Task objective:
Leave out the pictures and repeat the rest of the material exactly.

Information supplied:

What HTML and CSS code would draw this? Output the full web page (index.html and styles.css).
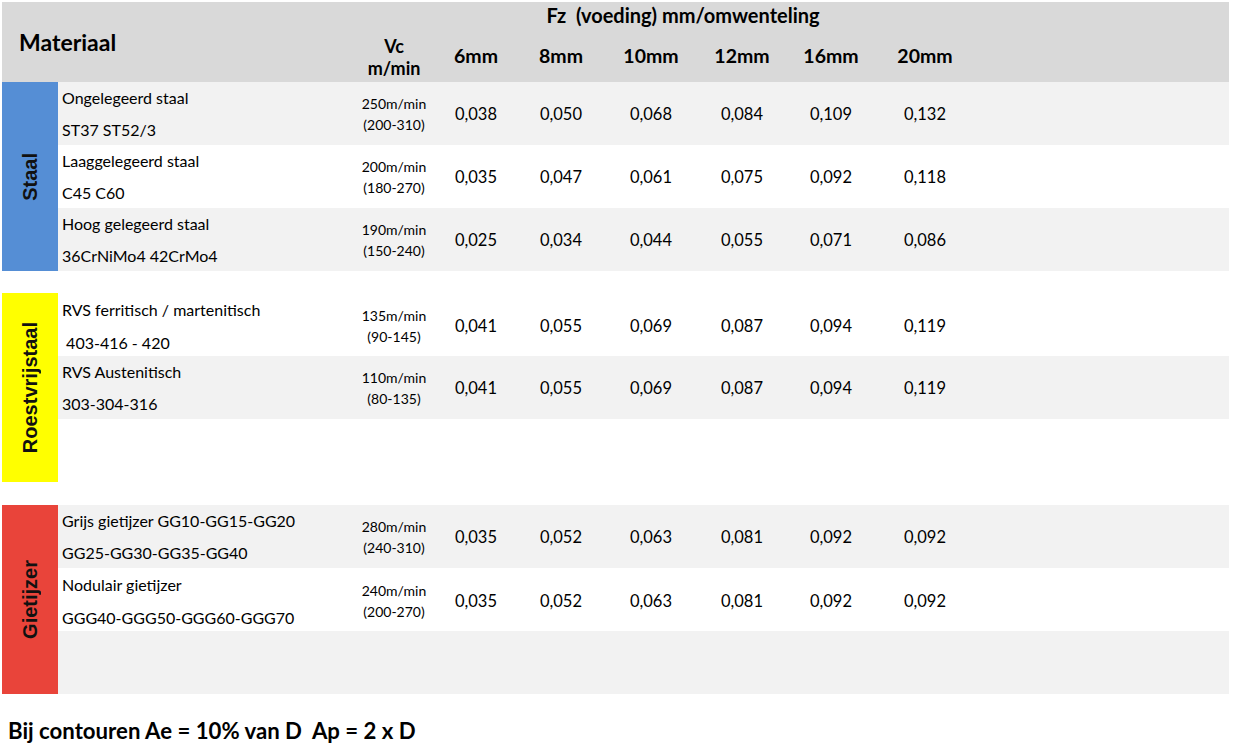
FILE: index.html
```html
<!DOCTYPE html>
<html lang="nl">
<head>
<meta charset="utf-8">
<title>Snijgegevens</title>
<link rel="stylesheet" href="styles.css">
</head>
<body>
<div class="sheet">
  <div class="head">
    <div class="h-mat">Materiaal</div>
    <div class="h-vc"><span>Vc</span><span>m/min</span></div>
    <div class="h-fz">Fz&nbsp; (voeding) mm/omwenteling</div>
    <div class="h-d">6mm</div>
    <div class="h-d">8mm</div>
    <div class="h-d">10mm</div>
    <div class="h-d">12mm</div>
    <div class="h-d">16mm</div>
    <div class="h-d">20mm</div>
  </div>

  <div class="group">
    <div class="bar bar-blue"><span>Staal</span></div>
    <div class="rows">
      <div class="row alt">
        <div class="mat"><span>Ongelegeerd staal</span><span>ST37 ST52/3</span></div>
        <div class="vc"><span>250m/min</span><span>(200-310)</span></div>
        <div class="v">0,038</div><div class="v">0,050</div><div class="v">0,068</div><div class="v">0,084</div><div class="v">0,109</div><div class="v">0,132</div>
      </div>
      <div class="row">
        <div class="mat"><span>Laaggelegeerd staal</span><span>C45 C60</span></div>
        <div class="vc"><span>200m/min</span><span>(180-270)</span></div>
        <div class="v">0,035</div><div class="v">0,047</div><div class="v">0,061</div><div class="v">0,075</div><div class="v">0,092</div><div class="v">0,118</div>
      </div>
      <div class="row alt">
        <div class="mat"><span>Hoog gelegeerd staal</span><span>36CrNiMo4 42CrMo4</span></div>
        <div class="vc"><span>190m/min</span><span>(150-240)</span></div>
        <div class="v">0,025</div><div class="v">0,034</div><div class="v">0,044</div><div class="v">0,055</div><div class="v">0,071</div><div class="v">0,086</div>
      </div>
    </div>
  </div>

  <div class="group g2">
    <div class="bar bar-yellow"><span>Roestvrijstaal</span></div>
    <div class="rows">
      <div class="row">
        <div class="mat wide"><span>RVS ferritisch / martenitisch</span><span>&nbsp;403-416 - 420</span></div>
        <div class="vc"><span>135m/min</span><span>(90-145)</span></div>
        <div class="v">0,041</div><div class="v">0,055</div><div class="v">0,069</div><div class="v">0,087</div><div class="v">0,094</div><div class="v">0,119</div>
      </div>
      <div class="row alt">
        <div class="mat"><span>RVS Austenitisch</span><span>303-304-316</span></div>
        <div class="vc"><span>110m/min</span><span>(80-135)</span></div>
        <div class="v">0,041</div><div class="v">0,055</div><div class="v">0,069</div><div class="v">0,087</div><div class="v">0,094</div><div class="v">0,119</div>
      </div>
      <div class="row empty"></div>
    </div>
  </div>

  <div class="group g3">
    <div class="bar bar-red"><span>Gietijzer</span></div>
    <div class="rows">
      <div class="row alt">
        <div class="mat"><span>Grijs gietijzer GG10-GG15-GG20</span><span>GG25-GG30-GG35-GG40</span></div>
        <div class="vc"><span>280m/min</span><span>(240-310)</span></div>
        <div class="v">0,035</div><div class="v">0,052</div><div class="v">0,063</div><div class="v">0,081</div><div class="v">0,092</div><div class="v">0,092</div>
      </div>
      <div class="row">
        <div class="mat wide"><span>Nodulair gietijzer</span><span>GGG40-GGG50-GGG60-GGG70</span></div>
        <div class="vc"><span>240m/min</span><span>(200-270)</span></div>
        <div class="v">0,035</div><div class="v">0,052</div><div class="v">0,063</div><div class="v">0,081</div><div class="v">0,092</div><div class="v">0,092</div>
      </div>
      <div class="row alt empty"></div>
    </div>
  </div>

  <p class="note">Bij contouren Ae = 10% van D&nbsp; Ap = 2 x D</p>
</div>
</body>
</html>
```

FILE: styles.css
```css
* { box-sizing: border-box; }

body {
  margin: 0;
  background: #ffffff;
  color: #000000;
  font-family: Lato, "Open Sans", "Liberation Sans", sans-serif;
}

.sheet {
  padding: 2px 0 0 2px;
  width: 1229px;
}

/* header */
.head {
  display: grid;
  grid-template-columns: 356px 72px 92px 78px 102px 80px 98px 90px 1fr;
  grid-template-rows: 28px 52px;
  background: #d9d9d9;
  font-weight: 700;
}

.h-mat {
  grid-row: 1 / span 2;
  grid-column: 1;
  padding: 26px 0 0 17px;
  font-size: 23px;
  line-height: 28px;
}

.h-vc {
  grid-row: 1 / span 2;
  grid-column: 2;
  display: flex;
  flex-direction: column;
  align-items: center;
  padding-top: 33px;
  font-size: 18px;
  line-height: 22px;
}

.h-fz {
  grid-row: 1;
  grid-column: 3 / span 6;
  text-align: center;
  padding-right: 34px;
  font-size: 20px;
  line-height: 26px;
}

.h-d {
  grid-row: 2;
  text-align: center;
  font-size: 19.5px;
  line-height: 52px;
}

/* groups */
.group {
  display: flex;
}
.g2 { margin-top: 22px; }
.g3 { margin-top: 23px; }

.bar {
  width: 56px;
  flex: none;
  display: flex;
  align-items: center;
  justify-content: center;
}
.bar span {
  writing-mode: vertical-rl;
  transform: rotate(180deg);
  font-family: "Liberation Sans", Arial, sans-serif;
  font-weight: 700;
  font-size: 20px;
  color: #111111;
}
.bar-blue { background: #558ed5; }
.bar-yellow { background: #ffff00; }
.bar-red { background: #e9443a; }

.rows {
  flex: 1;
  display: flex;
  flex-direction: column;
}

.row {
  display: grid;
  grid-template-columns: 300px 72px 92px 78px 102px 80px 98px 90px 1fr;
  height: 63px;
  background: #ffffff;
}
.row.alt { background: #f2f2f2; }

.mat {
  display: flex;
  flex-direction: column;
  padding: 0 0 0 4px;
  font-size: 16px;
  line-height: 32px;
  white-space: pre;
}
.mat.wide { line-height: 33px; padding-top: 0; }

.vc {
  display: flex;
  flex-direction: column;
  align-items: center;
  justify-content: center;
  font-size: 14px;
  line-height: 21px;
}

.v {
  display: flex;
  align-items: center;
  justify-content: center;
  padding-bottom: 1px;
  font-size: 16.5px;
}

.note {
  margin: 24px 0 0 6px;
  font-weight: 700;
  font-size: 22.2px;
  line-height: 26px;
}
```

The output:
What HTML and CSS code would draw this? Output the full web page (index.html and styles.css).
FILE: index.html
```html
<!DOCTYPE html>
<html lang="nl">
<head>
<meta charset="utf-8">
<title>Snijgegevens</title>
<link rel="stylesheet" href="styles.css">
</head>
<body>
<div class="sheet">
  <div class="head">
    <div class="h-mat">Materiaal</div>
    <div class="h-vc"><span>Vc</span><span>m/min</span></div>
    <div class="h-fz">Fz&nbsp; (voeding) mm/omwenteling</div>
    <div class="h-d">6mm</div>
    <div class="h-d">8mm</div>
    <div class="h-d">10mm</div>
    <div class="h-d">12mm</div>
    <div class="h-d">16mm</div>
    <div class="h-d">20mm</div>
  </div>

  <div class="group">
    <div class="bar bar-blue"><span>Staal</span></div>
    <div class="rows">
      <div class="row alt">
        <div class="mat"><span>Ongelegeerd staal</span><span>ST37 ST52/3</span></div>
        <div class="vc"><span>250m/min</span><span>(200-310)</span></div>
        <div class="v">0,038</div><div class="v">0,050</div><div class="v">0,068</div><div class="v">0,084</div><div class="v">0,109</div><div class="v">0,132</div>
      </div>
      <div class="row">
        <div class="mat"><span>Laaggelegeerd staal</span><span>C45 C60</span></div>
        <div class="vc"><span>200m/min</span><span>(180-270)</span></div>
        <div class="v">0,035</div><div class="v">0,047</div><div class="v">0,061</div><div class="v">0,075</div><div class="v">0,092</div><div class="v">0,118</div>
      </div>
      <div class="row alt">
        <div class="mat"><span>Hoog gelegeerd staal</span><span>36CrNiMo4 42CrMo4</span></div>
        <div class="vc"><span>190m/min</span><span>(150-240)</span></div>
        <div class="v">0,025</div><div class="v">0,034</div><div class="v">0,044</div><div class="v">0,055</div><div class="v">0,071</div><div class="v">0,086</div>
      </div>
    </div>
  </div>

  <div class="group g2">
    <div class="bar bar-yellow"><span>Roestvrijstaal</span></div>
    <div class="rows">
      <div class="row">
        <div class="mat wide"><span>RVS ferritisch / martenitisch</span><span>&nbsp;403-416 - 420</span></div>
        <div class="vc"><span>135m/min</span><span>(90-145)</span></div>
        <div class="v">0,041</div><div class="v">0,055</div><div class="v">0,069</div><div class="v">0,087</div><div class="v">0,094</div><div class="v">0,119</div>
      </div>
      <div class="row alt">
        <div class="mat"><span>RVS Austenitisch</span><span>303-304-316</span></div>
        <div class="vc"><span>110m/min</span><span>(80-135)</span></div>
        <div class="v">0,041</div><div class="v">0,055</div><div class="v">0,069</div><div class="v">0,087</div><div class="v">0,094</div><div class="v">0,119</div>
      </div>
      <div class="row empty"></div>
    </div>
  </div>

  <div class="group g3">
    <div class="bar bar-red"><span>Gietijzer</span></div>
    <div class="rows">
      <div class="row alt">
        <div class="mat"><span>Grijs gietijzer GG10-GG15-GG20</span><span>GG25-GG30-GG35-GG40</span></div>
        <div class="vc"><span>280m/min</span><span>(240-310)</span></div>
        <div class="v">0,035</div><div class="v">0,052</div><div class="v">0,063</div><div class="v">0,081</div><div class="v">0,092</div><div class="v">0,092</div>
      </div>
      <div class="row">
        <div class="mat wide"><span>Nodulair gietijzer</span><span>GGG40-GGG50-GGG60-GGG70</span></div>
        <div class="vc"><span>240m/min</span><span>(200-270)</span></div>
        <div class="v">0,035</div><div class="v">0,052</div><div class="v">0,063</div><div class="v">0,081</div><div class="v">0,092</div><div class="v">0,092</div>
      </div>
      <div class="row alt empty"></div>
    </div>
  </div>

  <p class="note">Bij contouren Ae = 10% van D&nbsp; Ap = 2 x D</p>
</div>
</body>
</html>
```

FILE: styles.css
```css
* { box-sizing: border-box; }

body {
  margin: 0;
  background: #ffffff;
  color: #000000;
  font-family: Lato, "Open Sans", "Liberation Sans", sans-serif;
}

.sheet {
  padding: 2px 0 0 2px;
  width: 1229px;
}

/* header */
.head {
  display: grid;
  grid-template-columns: 356px 72px 92px 78px 102px 80px 98px 90px 1fr;
  grid-template-rows: 28px 52px;
  background: #d9d9d9;
  font-weight: 700;
}

.h-mat {
  grid-row: 1 / span 2;
  grid-column: 1;
  padding: 26px 0 0 17px;
  font-size: 23px;
  line-height: 28px;
}

.h-vc {
  grid-row: 1 / span 2;
  grid-column: 2;
  display: flex;
  flex-direction: column;
  align-items: center;
  padding-top: 33px;
  font-size: 18px;
  line-height: 22px;
}

.h-fz {
  grid-row: 1;
  grid-column: 3 / span 6;
  text-align: center;
  padding-right: 34px;
  font-size: 20px;
  line-height: 26px;
}

.h-d {
  grid-row: 2;
  text-align: center;
  font-size: 19.5px;
  line-height: 52px;
}

/* groups */
.group {
  display: flex;
}
.g2 { margin-top: 22px; }
.g3 { margin-top: 23px; }

.bar {
  width: 56px;
  flex: none;
  display: flex;
  align-items: center;
  justify-content: center;
}
.bar span {
  writing-mode: vertical-rl;
  transform: rotate(180deg);
  font-family: "Liberation Sans", Arial, sans-serif;
  font-weight: 700;
  font-size: 20px;
  color: #111111;
}
.bar-blue { background: #558ed5; }
.bar-yellow { background: #ffff00; }
.bar-red { background: #e9443a; }

.rows {
  flex: 1;
  display: flex;
  flex-direction: column;
}

.row {
  display: grid;
  grid-template-columns: 300px 72px 92px 78px 102px 80px 98px 90px 1fr;
  height: 63px;
  background: #ffffff;
}
.row.alt { background: #f2f2f2; }

.mat {
  display: flex;
  flex-direction: column;
  padding: 0 0 0 4px;
  font-size: 16px;
  line-height: 32px;
  white-space: pre;
}
.mat.wide { line-height: 33px; padding-top: 0; }

.vc {
  display: flex;
  flex-direction: column;
  align-items: center;
  justify-content: center;
  font-size: 14px;
  line-height: 21px;
}

.v {
  display: flex;
  align-items: center;
  justify-content: center;
  padding-bottom: 1px;
  font-size: 16.5px;
}

.note {
  margin: 24px 0 0 6px;
  font-weight: 700;
  font-size: 22.2px;
  line-height: 26px;
}
```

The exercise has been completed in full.